### Exercise aim
Your answer is a single number: the count of lines that contain the string "index".

— start —

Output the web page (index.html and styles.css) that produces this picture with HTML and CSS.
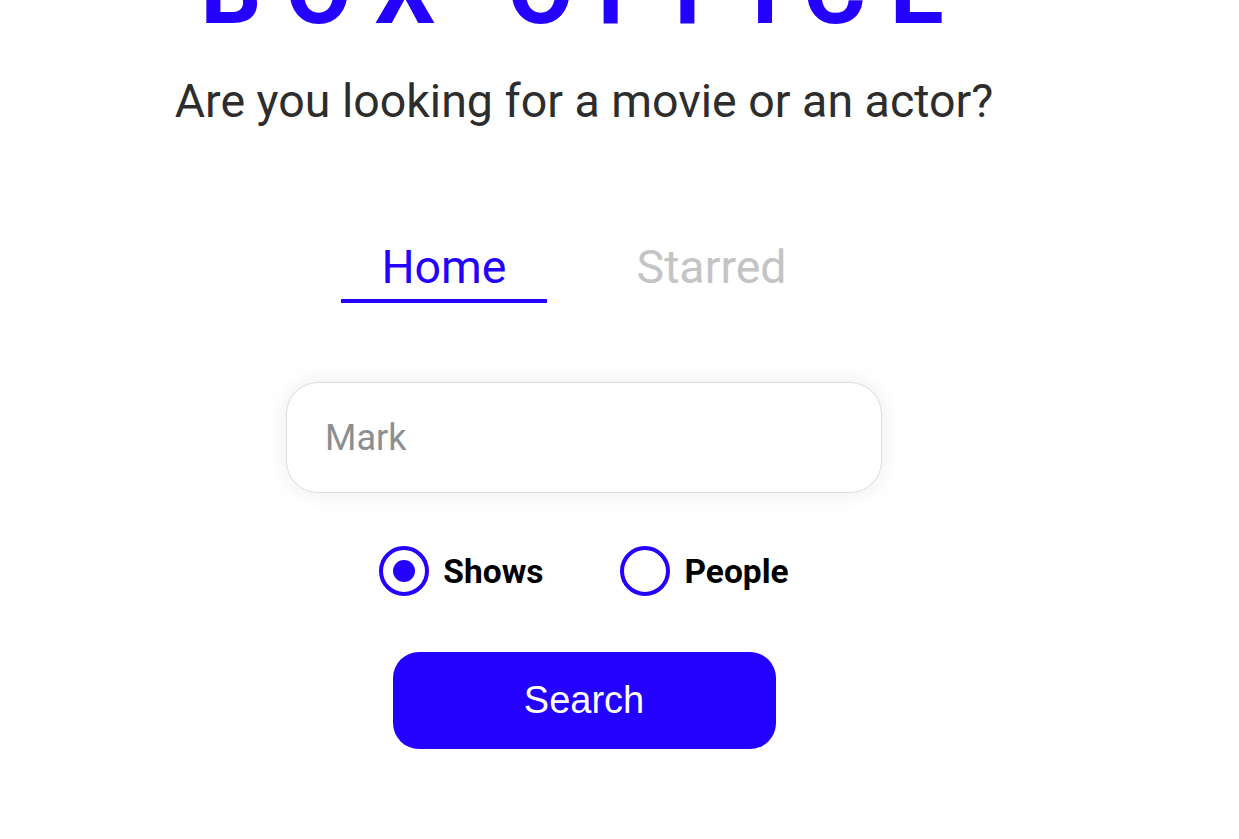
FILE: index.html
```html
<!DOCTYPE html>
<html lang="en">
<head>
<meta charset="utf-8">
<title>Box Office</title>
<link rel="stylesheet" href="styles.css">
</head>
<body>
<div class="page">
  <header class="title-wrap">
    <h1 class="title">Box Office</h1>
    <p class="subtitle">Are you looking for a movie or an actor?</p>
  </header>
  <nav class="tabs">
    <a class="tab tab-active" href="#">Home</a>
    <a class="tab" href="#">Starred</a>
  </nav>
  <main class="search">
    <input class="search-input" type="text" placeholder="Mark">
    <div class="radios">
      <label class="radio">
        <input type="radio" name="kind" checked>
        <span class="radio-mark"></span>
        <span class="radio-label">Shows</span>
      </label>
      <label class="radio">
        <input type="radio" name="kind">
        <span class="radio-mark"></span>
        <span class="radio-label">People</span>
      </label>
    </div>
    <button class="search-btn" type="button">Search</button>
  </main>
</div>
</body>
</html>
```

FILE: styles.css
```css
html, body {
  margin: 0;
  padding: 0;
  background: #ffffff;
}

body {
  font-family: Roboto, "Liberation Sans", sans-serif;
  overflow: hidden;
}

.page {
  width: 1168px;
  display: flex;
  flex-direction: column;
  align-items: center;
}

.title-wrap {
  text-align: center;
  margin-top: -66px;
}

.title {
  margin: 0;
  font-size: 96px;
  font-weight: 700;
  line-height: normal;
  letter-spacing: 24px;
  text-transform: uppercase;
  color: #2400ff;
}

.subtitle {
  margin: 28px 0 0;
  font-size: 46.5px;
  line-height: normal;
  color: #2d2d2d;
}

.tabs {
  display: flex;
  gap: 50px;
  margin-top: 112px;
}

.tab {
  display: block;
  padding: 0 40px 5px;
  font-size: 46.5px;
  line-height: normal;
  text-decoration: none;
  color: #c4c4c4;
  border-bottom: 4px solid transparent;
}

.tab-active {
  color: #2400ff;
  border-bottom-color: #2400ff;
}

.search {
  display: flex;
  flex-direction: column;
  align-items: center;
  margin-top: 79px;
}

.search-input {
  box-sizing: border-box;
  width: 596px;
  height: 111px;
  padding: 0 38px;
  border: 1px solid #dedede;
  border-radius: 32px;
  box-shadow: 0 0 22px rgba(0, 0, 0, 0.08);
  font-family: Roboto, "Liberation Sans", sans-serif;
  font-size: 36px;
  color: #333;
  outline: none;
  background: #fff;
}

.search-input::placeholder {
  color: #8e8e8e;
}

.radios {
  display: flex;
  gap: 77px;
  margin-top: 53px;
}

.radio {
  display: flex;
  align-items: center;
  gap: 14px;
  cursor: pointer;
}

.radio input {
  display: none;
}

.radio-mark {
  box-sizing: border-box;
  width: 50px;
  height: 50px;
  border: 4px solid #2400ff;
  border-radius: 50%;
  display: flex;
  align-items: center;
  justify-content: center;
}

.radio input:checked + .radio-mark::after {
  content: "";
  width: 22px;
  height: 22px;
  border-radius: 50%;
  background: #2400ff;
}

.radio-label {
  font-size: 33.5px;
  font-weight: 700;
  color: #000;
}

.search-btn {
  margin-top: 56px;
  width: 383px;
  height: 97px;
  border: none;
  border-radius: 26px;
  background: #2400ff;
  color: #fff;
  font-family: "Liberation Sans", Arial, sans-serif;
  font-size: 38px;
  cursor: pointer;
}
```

— end —

### Finished exercise
2